After that, they arrived in the inn... just to see the innkeeper had been replaced by the Tarrasque, which was crammed into his clothes. They got a room. When they checked the closet, the Tarrasque was crammed inside. Opened a dresser drawer and the Tarrasque was there. Opened a chest to find him crammed inside the chest. Woke up to him crammed under the bed. Checked the bathroom to find him crammed inside the shower. And the entire time, every time they found him, he was just silently staring.

From that point on, no matter where they looked or how flat-out impossible it was, the Tarrasque was there. They saw him crammed into alleyways, in windows, replacing mannequins, replacing shopkeepers, crammed into a guard's uniform, between books on a bookshelf, in soup bowels, replacing lamps, in their backpacks, inside rings... And the entire time he was. Just. Silently. Staring.

And worst of all, they were not the only ones who saw it. Everyone they talked to saw it too.

By the end of lunch (in-game), the characters were panicking. OOCly, the players were freaking and digging through every sourcebook we have, looking at templates and classes and archetypes as they tried to figure out just exactly what I had done to the Tarrasque and how badly outmatched they may be.

And then, just to mess with them more, I had it stop showing up. They spent the rest of that campaign constantly looking for it and keeping an eye out, just in case it ever came back. I made certain to drop hints throughout that it was still around and that other adventuring parties encountered the same... only for it to mysteriously stop, followed by the parties mysteriously vanishing as soon as they relaxed.

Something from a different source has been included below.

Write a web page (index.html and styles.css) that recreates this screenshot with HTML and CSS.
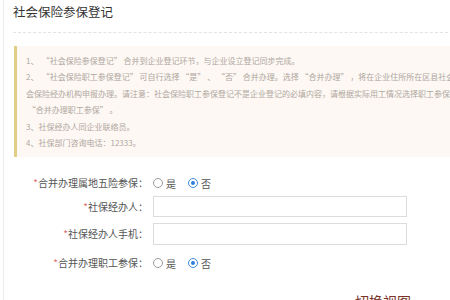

I have only ever seen the Tarrasque in mated pairs.


MagusJanus wrote:

Sadly, with me, the Tarrasque is a bit of a running gag. Usually, if I'm in the group, I either unleashed it or did something that caused it to wake up. There are, really, probably over 200 stories I could tell about fighting the Tarrasque by this point. My current group likes to tease me a lot about it, especially given the time I caused a paladin to permanently fall by accidentally killing dropping the Tarrasque's mostly-dead body on top of the prime temple of his god. I told that one on here, actually.

The tale I am going to share happened while my net was out. It is a tale of vengeance. Of playing with the minds of characters. Of making a point about how far is too far with teasing. It is the tale of the Ninja Tarrasque.

Basically, the teasing about unleashing the Tarrasque had hit a crescendo with one campaign where I was GMing. I had let the players know I was getting tired of it. Just because I accidentally unleash it when I'm a player doesn't mean they have to spend four days cracking nonstop jokes about it. But, they wouldn't stop and I had enough. So, finally, I announced, "As you pass under the tree, you hear it groaning as, suddenly, the sun seams to be blotted out. Make a perception check."

They did. I promptly described the Tarrasque sitting on top of the tree, wearing a ninja mask. Given the Tarrasque is much, much larger than the tree... they thought this was an illusion of some sort, assumed I cooked up some kind of new monster or curse, and rushed back to town to get Atonement cast.

The spell did nothing; no god had cursed them. Nor had they been cursed at all. That was when they correctly determined they were being hunted by something I had cooked up.

After that, they arrived in the inn... just to see the innkeeper had been replaced by the Tarrasque, which was crammed into his clothes. They got a room. When they checked the closet, the Tarrasque was crammed inside. Opened a dresser drawer and the Tarrasque was there. Opened a chest to find him crammed inside the chest....

That is one of the funniest gaming stories I have ever heard.